• **Task statement**:
Collect all lines from the listing that include the string "this".

+===+

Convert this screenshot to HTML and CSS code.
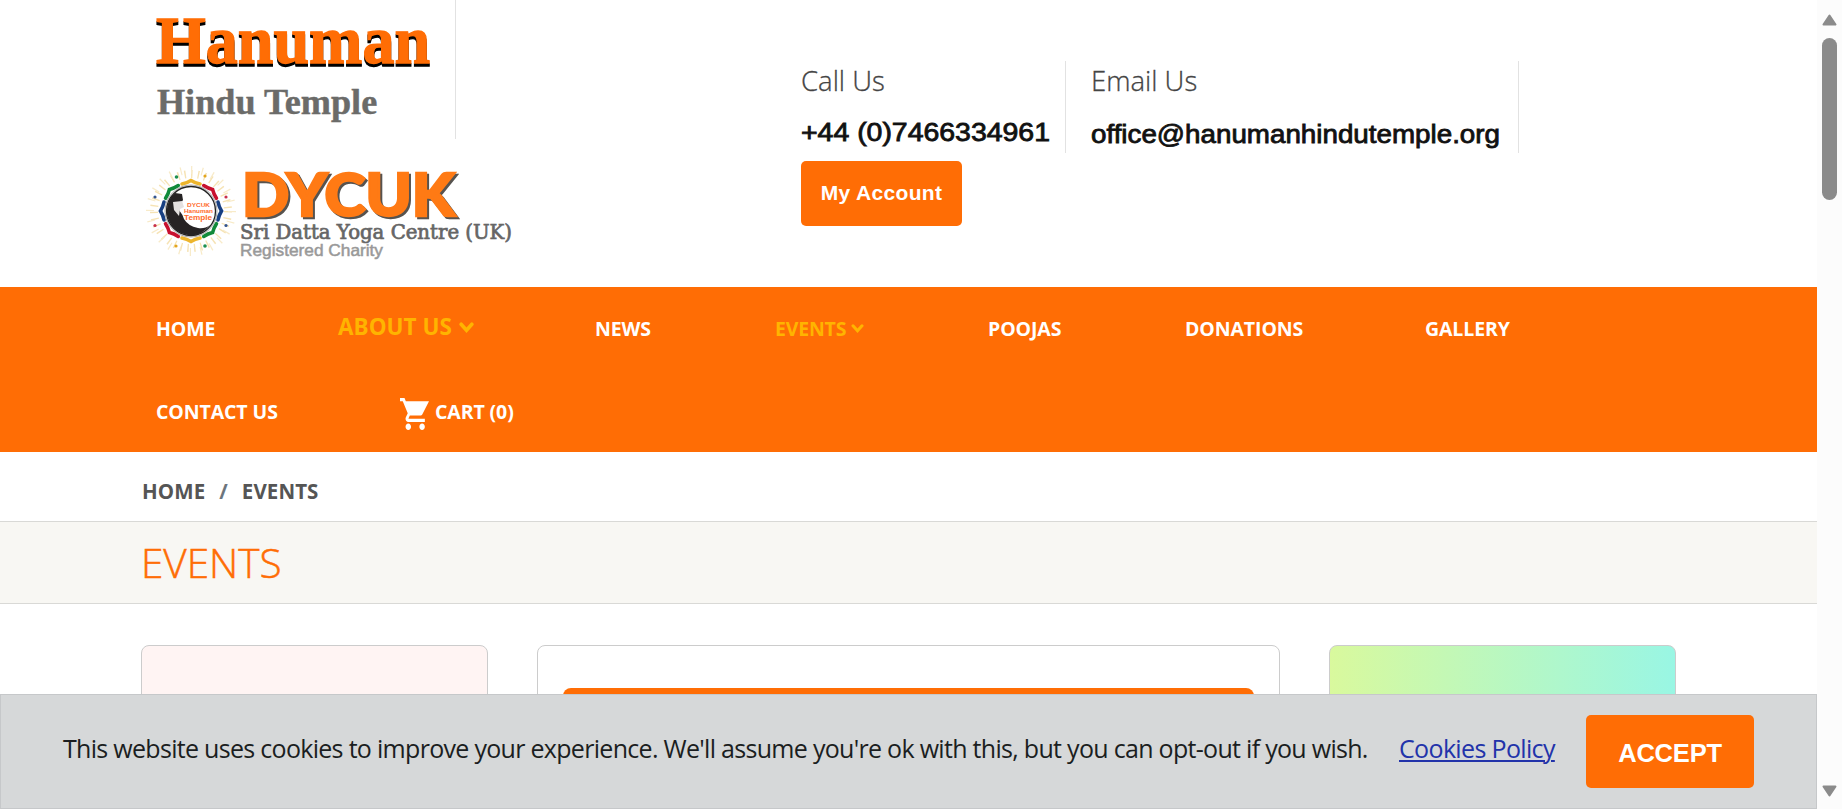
FILE: index.html
```html
<!DOCTYPE html>
<html lang="en">
<head>
<meta charset="utf-8">
<title>Events - Hanuman Hindu Temple</title>
<link rel="stylesheet" href="styles.css">
</head>
<body>
<div class="page">
  <header class="header">
    <div class="brand">
      <svg class="logo" width="315" height="139" viewBox="141 0 315 139">
        <g font-family="'Liberation Serif', serif" font-weight="bold">
          <text class="wordmark" x="156" y="63" font-size="67" textLength="275" lengthAdjust="spacingAndGlyphs" fill="#ff6d05" stroke="#ff6d05" stroke-width="1.300">Hanuman</text>
          <text x="157" y="114" font-size="35" textLength="221" lengthAdjust="spacingAndGlyphs" fill="#6b6b69" stroke="#6b6b69" stroke-width=".4">Hindu Temple</text>
        </g>
      </svg>
      <svg class="charity" width="375" height="120" viewBox="141 155 375 120">
        <g transform="translate(191 211)" fill="none">
          <circle r="37" stroke="#f6e3b4" stroke-width="8" stroke-dasharray="1.4 5.3"/>
          <circle r="41" stroke="#f8ebc9" stroke-width="8" stroke-dasharray="1.2 9.520"/>
          <g stroke-width="3.600" stroke-linecap="round">
            <path d="M-9-27Q-4-28 0-30.500Q4-28 9-27" stroke="#edb52c"/>
            <path d="M-9-27Q-4-28 0-30.500Q4-28 9-27" stroke="#c8102e" transform="rotate(45)"/>
            <path d="M-9-27Q-4-28 0-30.500Q4-28 9-27" stroke="#173f82" transform="rotate(90)"/>
            <path d="M-9-27Q-4-28 0-30.500Q4-28 9-27" stroke="#118a3a" transform="rotate(135)"/>
            <path d="M-9-27Q-4-28 0-30.500Q4-28 9-27" stroke="#edb52c" transform="rotate(180)"/>
            <path d="M-9-27Q-4-28 0-30.500Q4-28 9-27" stroke="#c8102e" transform="rotate(225)"/>
            <path d="M-9-27Q-4-28 0-30.500Q4-28 9-27" stroke="#173f82" transform="rotate(270)"/>
            <path d="M-9-27Q-4-28 0-30.500Q4-28 9-27" stroke="#118a3a" transform="rotate(315)"/>
          </g>
          <circle r="26" fill="#fff" stroke="#aaa" stroke-width="1"/>
          <circle r="24.500" stroke="#222" stroke-width="1.300"/>
          <path d="M-20-14L-16-18L-9-17L-8-11L-10-8L-12-1Q-8 4-7 8Q-3 15 7 17Q14 18 19 14Q10 26-3 24Q-20 21-24 4Q-25-6-20-14Z" fill="#262324"/>
          <path d="M-18-9L-9-10L-7-4L-11-2L-12 5L-17-1Z" fill="#e4e1e0"/>
          <g fill="#1d8f50"><circle cx="-14.500" cy="-34" r="1.800"/><circle cx="14" cy="35" r="1.800"/></g>
          <g fill="#c8304b"><circle cx="35" cy="-14" r="1.600"/><circle cx="-36" cy="14.500" r="1.600"/></g>
          <g fill="#34558f"><circle cx="-36" cy="-14" r="1.600"/><circle cx="35" cy="14.500" r="1.600"/></g>
          <g fill="#e3a51c"><circle cx="14" cy="-35" r="1.600"/><circle cx="-15" cy="35" r="1.600"/></g>
          <g fill="#ff6a2b" font-family="'Liberation Sans', sans-serif" font-weight="bold">
            <text x="-4" y="-4" font-size="5.500" textLength="23" lengthAdjust="spacingAndGlyphs">DYCUK</text>
            <text x="-7" y="2" font-size="5.500" textLength="29" lengthAdjust="spacingAndGlyphs">Hanuman</text>
            <text x="-7" y="9" font-size="7.500" textLength="28" lengthAdjust="spacingAndGlyphs">Temple</text>
          </g>
        </g>
        <text class="acronym" x="242" y="216" font-family="Lato, sans-serif" font-weight="900" font-size="59" textLength="213" lengthAdjust="spacingAndGlyphs" fill="#ff7a14" stroke="#ff7a14" stroke-width="2.500">DYCUK</text>
        <text x="240" y="239" font-family="'DejaVu Serif', serif" font-size="19.500" textLength="272" lengthAdjust="spacingAndGlyphs" fill="#666" stroke="#666" stroke-width=".7">Sri Datta Yoga Centre (UK)</text>
        <text x="240" y="256" font-family="'Liberation Sans', sans-serif" font-size="16.500" textLength="143" lengthAdjust="spacingAndGlyphs" fill="#999" stroke="#999" stroke-width=".5">Registered Charity</text>
      </svg>
    </div>
    <div class="contacts">
      <div class="contact contact-phone">
        <div class="label">Call Us</div>
        <svg class="contact-value" width="250" height="34" viewBox="0 0 250 34"><text x="0" y="24" font-size="25" textLength="249" lengthAdjust="spacingAndGlyphs">+44 (0)7466334961</text></svg>
      </div>
      <div class="contact contact-email">
        <div class="label">Email Us</div>
        <svg class="contact-value" width="412" height="34" viewBox="0 0 412 34"><text x="0" y="26" font-size="25" textLength="409" lengthAdjust="spacingAndGlyphs">office@hanumanhindutemple.org</text></svg>
      </div>
      <button class="btn account">My Account</button>
    </div>
  </header>

  <nav class="nav">
    <div class="nav-row">
      <a class="w-home">HOME</a>
      <a class="w-about active big">ABOUT US<svg width="15" height="11" viewBox="0 0 14 10"><path d="M2 2L7 7.500L12 2" /></svg></a>
      <a class="w-news">NEWS</a>
      <a class="w-events active">EVENTS<svg width="13" height="9" viewBox="0 0 14 10"><path d="M2 2L7 7.500L12 2" /></svg></a>
      <a class="w-poojas">POOJAS</a>
      <a class="w-donations">DONATIONS</a>
      <a class="w-gallery">GALLERY</a>
    </div>
    <div class="nav-row">
      <a class="w-contact">CONTACT US</a>
      <a class="w-cart"><svg class="cart" width="29" height="32" viewBox="1 2 21 20" preserveAspectRatio="none"><path d="M7 18c-1.100 0-1.990.9-1.990 2S5.900 22 7 22s2-.9 2-2-.9-2-2-2zM1 2v2h2l3.600 7.590-1.350 2.450c-.16.280-.25.610-.25.960 0 1.100.9 2 2 2h12v-2H7.420c-.14 0-.25-.11-.25-.25l.03-.12.900-1.630h7.450c.750 0 1.410-.41 1.750-1.030L22 4H5.210l-.94-2H1zm16 16c-1.100 0-1.990.9-1.990 2s.89 2 1.990 2 2-.9 2-2-.9-2-2-2z"/></svg>CART (0)</a>
    </div>
  </nav>

  <div class="breadcrumb"><span>HOME</span><span class="slash">/</span><span>EVENTS</span></div>
  <div class="title-bar"><h1>EVENTS</h1></div>

  <main class="columns">
    <section class="card pink"></section>
    <section class="card center"><div class="card-banner"></div></section>
    <section class="card lime"></section>
  </main>
</div>

<div class="cookie-bar">
  <span class="cookie-text">This website uses cookies to improve your experience. We'll assume you're ok with this, but you can opt-out if you wish.</span>
  <a class="cookie-link">Cookies Policy</a>
  <button class="btn accept">ACCEPT</button>
</div>

<div class="scrollbar">
  <svg width="15" height="12" viewBox="0 0 15 12"><path d="M7.500 1.500L13.500 10.500H1.500Z"/></svg>
  <div class="thumb"></div>
  <svg class="down" width="15" height="12" viewBox="0 0 15 12"><path d="M7.500 10.500L13.500 1.500H1.500Z"/></svg>
</div>
</body>
</html>
```
FILE: styles.css
```css
* { box-sizing: border-box; }
html, body { height: 809px; overflow: hidden; }
body {
  margin: 0;
  background: #fff;
  color: #555;
  font-family: "Open Sans", "Noto Sans", sans-serif;
}
svg { display: block; }
.page { width: 1817px; height: 809px; overflow: hidden; }

.header { height: 287px; display: flex; padding-left: 141px; }
.brand { width: 660px; }
.logo { border-right: 1px solid #e2e2e2; }
.wordmark { filter: drop-shadow(0 3px 0 #000); }
.acronym { filter: drop-shadow(2px 2px 0 #57534f); }
.charity { margin-top: 16px; }
.contacts {
  width: 720px;
  padding-top: 61px;
  display: grid;
  grid-template-columns: 265px 453px;
  grid-template-rows: 92px 65px;
  row-gap: 8px;
}
.contact { border-right: 1px solid #e2e2e2; }
.contact-email { padding-left: 25px; }
.label { height: 56px; padding-top: 1px; line-height: 37px; font-size: 27.5px; font-weight: 300; color: #444; -webkit-text-stroke: .3px #444; }
.contact-value { font-family: "Liberation Sans", sans-serif; fill: #111; stroke: #111; stroke-width: .8px; }
.btn {
  border: 0;
  padding: 0;
  border-radius: 5px;
  background: #ff6d05;
  color: #fff;
  font-family: "Liberation Sans", sans-serif;
  font-weight: bold;
}
.account { width: 161px; height: 65px; padding-bottom: 2px; font-size: 21px; letter-spacing: .35px; }

.nav { height: 165px; background: #ff6d05; padding-left: 156px; color: #fff; font-size: 19.5px; font-weight: 700; }
.nav-row { display: flex; height: 83px; }
.nav-row a { display: flex; flex: none; height: 83px; line-height: 83px; white-space: nowrap; letter-spacing: -.1px; }
.nav-row svg { margin: 37px 0 0 5px; fill: none; stroke: #ffb400; stroke-width: 3.4; stroke-linecap: round; }
.nav-row .active { color: #ffb400; letter-spacing: -.2px; }
.nav-row .big { font-size: 22.5px; line-height: 79px; letter-spacing: 0; }
.nav-row .big svg { margin: 35px 0 0 7px; }
.w-home { width: 182px; }
.w-about { width: 257px; }
.w-news { width: 180px; }
.w-events { width: 213px; }
.w-poojas { width: 197px; }
.w-donations { width: 240px; }
.w-contact { width: 244px; }
.nav-row .cart { margin: 28px 6px 0 0; fill: #fff; stroke: none; }

.breadcrumb { height: 69px; padding: 8px 0 0 142px; display: flex; line-height: 62px; font-size: 20.5px; font-weight: 700; letter-spacing: .1px; }
.slash { margin: 0 14px; color: #6c757d; }
.title-bar { height: 83px; padding-left: 141px; background: #f8f7f3; border: solid #d9d9d6; border-width: 1px 0; }
h1 { margin: 0; line-height: 81px; font-size: 40.5px; font-weight: 300; color: #ff6d05; letter-spacing: 0; -webkit-text-stroke: .5px #ff6d05; }

.columns { display: flex; justify-content: space-between; padding: 41px 141px 0; }
.card { height: 260px; border: 1px solid #ccc; border-radius: 8px; }
.pink { width: 347px; background: #fff4f3; }
.center { width: 743px; padding: 42px 25px 0; }
.card-banner { height: 80px; border-radius: 8px; background: #ff6d05; }
.lime { width: 347px; background: linear-gradient(90deg, #d9f99d, #99f6e4); }

.cookie-bar {
  position: absolute;
  left: 0;
  top: 694px;
  width: 1817px;
  height: 115px;
  display: flex;
  align-items: flex-start;
  padding: 20px 0 0 62px;
  background: #d6d8d9;
  border: 1px solid #c6c8ca;
  color: #1b1e21;
  font-size: 25px;
  font-weight: 400;
  line-height: 67px;
  white-space: nowrap;
}
.cookie-text { width: 1336px; letter-spacing: -.7px; }
.cookie-link { width: 187px; color: #2233aa; text-decoration: underline; text-decoration-thickness: 2px; text-underline-offset: 2px; letter-spacing: -.65px; }
.accept { width: 168px; height: 73px; padding-top: 3px; font-size: 25.5px; letter-spacing: -.2px; }

.scrollbar {
  position: absolute;
  right: 0;
  top: 0;
  width: 25px;
  height: 809px;
  padding: 14px 5px 12px;
  display: flex;
  flex-direction: column;
  background: #fcfcfc;
}
.scrollbar svg { fill: #8b8b8b; stroke: #8b8b8b; stroke-width: 2; stroke-linejoin: round; }
.thumb { margin-top: 12px; height: 162px; border-radius: 8px; background: #8b8b8b; }
.down { margin-top: auto; }
```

+===+

• **Completed task**:
Convert this screenshot to HTML and CSS code.
  <span class="cookie-text">This website uses cookies to improve your experience. We'll assume you're ok with this, but you can opt-out if you wish.</span>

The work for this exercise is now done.